As the strikes escalated, the imperialist powers have stepped up their intervention in the Belarus crisis, seeking to both put the strike movement to an end and advance their own geopolitical interests. Last week, the EU explicitly called upon the Lukashenko regime to initiate discussions with the opposition. This weekend, the US undersecretary of state, Steve Beguin, held discussions with opposition leader Svetlana Tikhanovskaya in Lithuania.
The Ukrainian government announced last week that it “generally shares” the EU’s sanctions against Belarusian officials and the call for new elections. Lukashenko, for his part, feeling betrayed by his former “friends” in Kiev, accused Zelensky of “fomenting riots” within the country.
Revealing its own fears over the strike movement in Belarus, a meeting was held last week between Zelensky and the heads of Ukraine’s intelligence and police agencies to discuss how the protests in Belarus could pose “direct risks to Ukraine” and issued a statement that events in Belarus “could significantly affect Ukraine.”

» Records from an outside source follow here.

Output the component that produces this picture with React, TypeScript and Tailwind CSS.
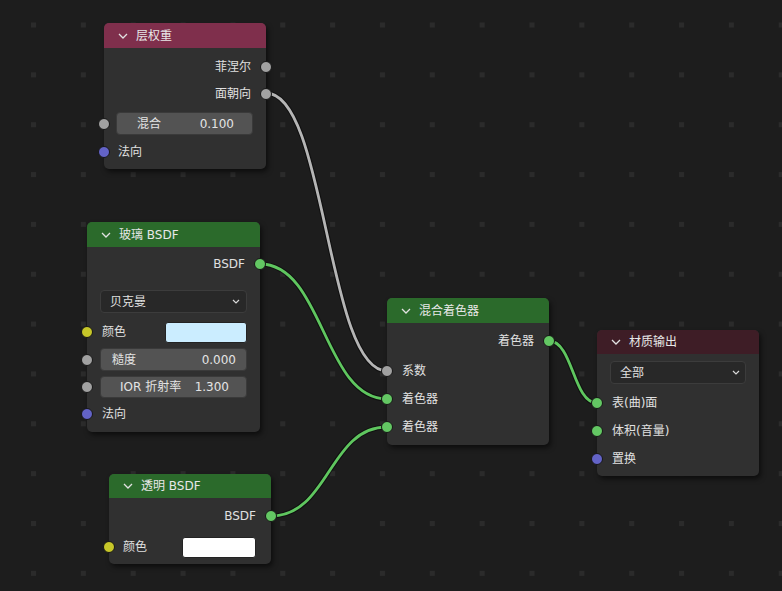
import React from "react";

const F = "font-['DejaVu_Sans','Noto_Sans_CJK_SC',sans-serif]";

function Socket({ cls, side }: { cls: string; side: "l" | "r" }) {
  return (
    <span
      className={`absolute top-1/2 -translate-y-1/2 w-[12px] h-[12px] rounded-full border border-[#161616] ${cls} ${
        side === "l" ? "left-[-6px]" : "right-[-6px]"
      }`}
    />
  );
}

function Chevron() {
  return (
    <svg width="10" height="6" viewBox="0 0 10 6" className="shrink-0">
      <polyline points="1,1 5,5 9,1" fill="none" stroke="#e2e2e2" strokeWidth="1.3" />
    </svg>
  );
}

function SmallChevron() {
  return (
    <svg width="8" height="5" viewBox="0 0 8 5" className="shrink-0">
      <polyline points="1,1 4,4 7,1" fill="none" stroke="#d8d8d8" strokeWidth="1.2" />
    </svg>
  );
}

const GRAY = "bg-[#a1a1a1]";
const GREEN = "bg-[#63c763]";
const YELLOW = "bg-[#c7c729]";
const BLUE = "bg-[#6363c7]";

export default function App() {
  return (
    <div className={`relative w-[782px] h-[591px] overflow-hidden bg-[#1d1d1d] text-[12px] text-[#e0e0e0] ${F}`}>
      <svg className="absolute inset-0" width="782" height="591">
        <defs>
          <pattern id="dots" x="31" y="22.5" width="49.85" height="49.85" patternUnits="userSpaceOnUse">
            <rect x="0" y="0" width="5" height="5" fill="#2b2b2b" />
          </pattern>
        </defs>
        <rect x="0" y="0" width="782" height="591" fill="url(#dots)" />
        <g fill="none" strokeLinecap="round">
          <path d="M266 93 C 326.5 93, 326.5 371, 387 371" stroke="rgba(0,0,0,0.45)" strokeWidth="5" />
          <path d="M266 93 C 326.5 93, 326.5 371, 387 371" stroke="#b5b5b5" strokeWidth="2.8" />
          <path d="M260 264 C 323.5 264, 323.5 399, 387 399" stroke="rgba(0,0,0,0.45)" strokeWidth="5" />
          <path d="M260 264 C 323.5 264, 323.5 399, 387 399" stroke="#5fc65f" strokeWidth="2.8" />
          <path d="M271 516 C 329 516, 329 427, 387 427" stroke="rgba(0,0,0,0.45)" strokeWidth="5" />
          <path d="M271 516 C 329 516, 329 427, 387 427" stroke="#5fc65f" strokeWidth="2.8" />
          <path d="M549 341 C 573 341, 573 403, 597 403" stroke="rgba(0,0,0,0.45)" strokeWidth="5" />
          <path d="M549 341 C 573 341, 573 403, 597 403" stroke="#5fc65f" strokeWidth="2.8" />
        </g>
      </svg>

      {/* 层权重 */}
      <div className="absolute left-[104px] top-[23px] w-[162px] h-[146px] rounded-[5px] bg-[#303030] shadow-[2px_3px_5px_rgba(0,0,0,0.55)] flex flex-col">
        <div className="h-[25px] shrink-0 rounded-t-[5px] bg-[#7f2f4c] flex items-center pl-[14px] gap-[8px] text-[#e8e8e8]">
          <Chevron />
          <span>层权重</span>
        </div>
        <div className="pt-[5px] flex flex-col">
          <div className="relative h-[27px] flex items-center justify-end pr-[15px]">
            <span>菲涅尔</span>
            <Socket cls={GRAY} side="r" />
          </div>
          <div className="relative h-[27px] flex items-center justify-end pr-[15px]">
            <span>面朝向</span>
            <Socket cls={GRAY} side="r" />
          </div>
          <div className="relative h-[33px] flex items-center pl-[12px] pr-[13px]">
            <Socket cls={GRAY} side="l" />
            <div className="flex-1 h-[23px] rounded-[4px] bg-[#535353] border border-[#3a3a3a] flex items-center justify-between pl-[20px] pr-[18px] text-[#e4e4e4]">
              <span>混合</span>
              <span>0.100</span>
            </div>
          </div>
          <div className="relative h-[24px] flex items-center pl-[14px]">
            <Socket cls={BLUE} side="l" />
            <span>法向</span>
          </div>
        </div>
      </div>

      {/* 玻璃 BSDF */}
      <div className="absolute left-[87px] top-[222px] w-[173px] h-[210px] rounded-[5px] bg-[#303030] shadow-[2px_3px_5px_rgba(0,0,0,0.55)] flex flex-col">
        <div className="h-[25px] shrink-0 rounded-t-[5px] bg-[#2b6a2b] flex items-center pl-[14px] gap-[8px] text-[#e8e8e8]">
          <Chevron />
          <span>玻璃 BSDF</span>
        </div>
        <div className="pt-[4px] flex flex-col">
          <div className="relative h-[26px] flex items-center justify-end pr-[15px]">
            <span>BSDF</span>
            <Socket cls={GREEN} side="r" />
          </div>
          <div className="mt-[13px] mx-[13px] h-[23px] rounded-[4px] bg-[#282828] border border-[#3c3c3c] flex items-center justify-between pl-[9px] pr-[6px]">
            <span>贝克曼</span>
            <SmallChevron />
          </div>
          <div className="relative mt-[5px] h-[28px] flex items-center pl-[15px] pr-[13px]">
            <Socket cls={YELLOW} side="l" />
            <span>颜色</span>
            <div className="ml-auto w-[82px] h-[21px] rounded-[3px] bg-[#cbedff] border border-[#232323]" />
          </div>
          <div className="relative h-[27px] flex items-center pl-[13px] pr-[13px]">
            <Socket cls={GRAY} side="l" />
            <div className="flex-1 h-[23px] rounded-[4px] bg-[#535353] border border-[#3a3a3a] flex items-center justify-between pl-[11px] pr-[10px] text-[#e4e4e4]">
              <span>糙度</span>
              <span>0.000</span>
            </div>
          </div>
          <div className="relative h-[28px] flex items-center pl-[13px] pr-[13px]">
            <Socket cls={GRAY} side="l" />
            <div className="flex-1 h-[22px] rounded-[4px] bg-[#535353] border border-[#3a3a3a] flex items-center justify-between pl-[19px] pr-[17px] text-[#e4e4e4]">
              <span>IOR 折射率</span>
              <span>1.300</span>
            </div>
          </div>
          <div className="relative h-[26px] flex items-center pl-[15px]">
            <Socket cls={BLUE} side="l" />
            <span>法向</span>
          </div>
        </div>
      </div>

      {/* 透明 BSDF */}
      <div className="absolute left-[109px] top-[474px] w-[162px] h-[90px] rounded-[5px] bg-[#303030] shadow-[2px_3px_5px_rgba(0,0,0,0.55)] flex flex-col">
        <div className="h-[24px] shrink-0 rounded-t-[5px] bg-[#2b6a2b] flex items-center pl-[14px] gap-[8px] text-[#e8e8e8]">
          <Chevron />
          <span>透明 BSDF</span>
        </div>
        <div className="pt-[5px] flex flex-col">
          <div className="relative h-[26px] flex items-center justify-end pr-[15px]">
            <span>BSDF</span>
            <Socket cls={GREEN} side="r" />
          </div>
          <div className="relative mt-[5px] h-[26px] flex items-center pl-[14px] pr-[15px]">
            <Socket cls={YELLOW} side="l" />
            <span>颜色</span>
            <div className="ml-auto w-[74px] h-[21px] rounded-[3px] bg-white border border-[#232323]" />
          </div>
        </div>
      </div>

      {/* 混合着色器 */}
      <div className="absolute left-[387px] top-[298px] w-[162px] h-[147px] rounded-[5px] bg-[#303030] shadow-[2px_3px_5px_rgba(0,0,0,0.55)] flex flex-col">
        <div className="h-[25px] shrink-0 rounded-t-[5px] bg-[#2b6a2b] flex items-center pl-[14px] gap-[8px] text-[#e8e8e8]">
          <Chevron />
          <span>混合着色器</span>
        </div>
        <div className="pt-[5px] flex flex-col">
          <div className="relative h-[26px] flex items-center justify-end pr-[15px]">
            <span>着色器</span>
            <Socket cls={GREEN} side="r" />
          </div>
          <div className="relative mt-[3px] h-[28px] flex items-center pl-[15px]">
            <Socket cls={GRAY} side="l" />
            <span>系数</span>
          </div>
          <div className="relative h-[28px] flex items-center pl-[15px]">
            <Socket cls={GREEN} side="l" />
            <span>着色器</span>
          </div>
          <div className="relative h-[28px] flex items-center pl-[15px]">
            <Socket cls={GREEN} side="l" />
            <span>着色器</span>
          </div>
        </div>
      </div>

      {/* 材质输出 */}
      <div className="absolute left-[597px] top-[330px] w-[162px] h-[146px] rounded-[5px] bg-[#303030] shadow-[2px_3px_5px_rgba(0,0,0,0.55)] flex flex-col">
        <div className="h-[24px] shrink-0 rounded-t-[5px] bg-[#3e1d26] flex items-center pl-[14px] gap-[8px] text-[#e8e8e8]">
          <Chevron />
          <span>材质输出</span>
        </div>
        <div className="pt-[7px] flex flex-col">
          <div className="mx-[13px] h-[23px] rounded-[4px] bg-[#282828] border border-[#3c3c3c] flex items-center justify-between pl-[9px] pr-[5px]">
            <span>全部</span>
            <SmallChevron />
          </div>
          <div className="relative mt-[5px] h-[28px] flex items-center pl-[15px]">
            <Socket cls={GREEN} side="l" />
            <span>表(曲)面</span>
          </div>
          <div className="relative h-[28px] flex items-center pl-[15px]">
            <Socket cls={GREEN} side="l" />
            <span>体积(音量)</span>
          </div>
          <div className="relative h-[27px] flex items-center pl-[15px]">
            <Socket cls={BLUE} side="l" />
            <span>置换</span>
          </div>
        </div>
      </div>
    </div>
  );
}
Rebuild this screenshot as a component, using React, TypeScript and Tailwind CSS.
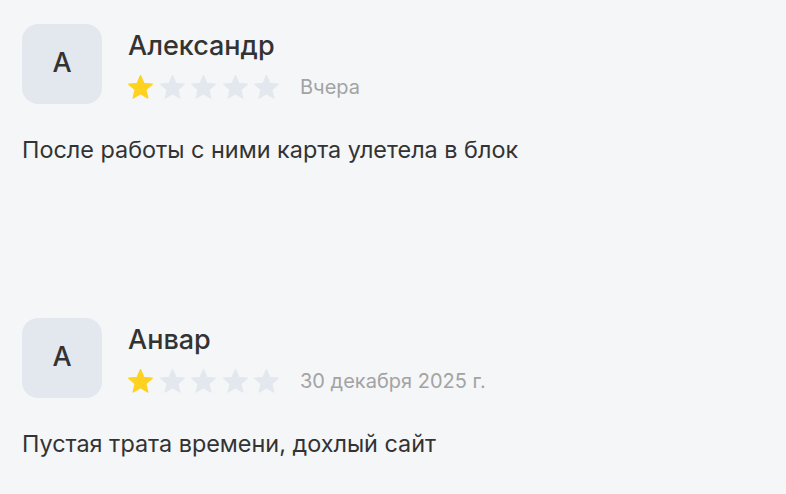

The Ukrainian oligarchy fears, above all, that the strikes taking place across the border could quickly spread to Ukraine where conditions workers face are often even worse than those in Belarus. Especially since the US and EU-backed coup in 2014, the Ukrainian government has enacted massive austerity. The coronavirus pandemic, which has led to a further decline in the living standards of the working population, has only intensified the social crisis, and the oligarchy is well aware that it is sitting on a social powder keg.
Earlier in June, the Ukrainian government was forced to pay out wages to over 40,000 miners who were owed back-pay. The payout was a response to a miners’ protest in Kiev that was attended by miners from both western and eastern Ukraine, regions that are often portrayed by ruling-class media as diametrically opposed to one another due to language and “culture.”
As a result of the protest, Zelensky was forced to intervene directly, telling the miners that he would personally see they are paid.
The Donets Coal Fields in eastern Ukraine, in particular, have a history of fervent strikes, and the Ukrainian ruling class is right to fear a growth of working class protests inspired by their own history and the ongoing struggle of Belarusian workers across the border. The working class in both countries has a powerful shared revolutionary history, going back to the revolutions of 1905 and 1917. In the late 1980s, a miners’ strike across the Soviet Union, which spread to the Ukrainian Donbass and to Soligorsk in what is now Belarus, shook the Stalinist bureaucracy, accelerating its drive toward capitalist restoration.
While the initial protests in Belarus have been set off by Lukashenko’s blatant trampling of democratic rights, the most threatening protests have come from strikes at Belarus’s state-owned industries. The German financial newspaper Handelsblatt reported that the state-owned companies where workers are on strike accounted for $10 billion out of a GDP of less than $60 billion in 2019. Lukashenko’s economic adviser has acknowledged that “billions of dollars” had already been lost to the strikes. The average wage for workers in Belarus is $500 a month, but many only earn $250 or $300 a month.
Meanwhile, the average wage of workers in Ukraine is $180 a month. These poverty wages have forced up to 9 million people out of a total population of 42 million to work abroad for some part of the year. Another 3.2 million people are working abroad full-time.
The impoverished state of Ukrainian miners has not been lost on Lukashenko who threatened striking Belarusian workers last week with their replacement by Ukrainian workers if they did not cease their strike. Pointing to the Ukrainian miners, he said “There is a sea of unemployed people,” warning “they will come.”
These blatant attempts by a besieged ruling class to divide workers in eastern Europe must be firmly opposed. The way forward for the working class in Belarus, Ukraine and across Europe must lie in a joint revolutionary struggle for the overthrow of capitalism.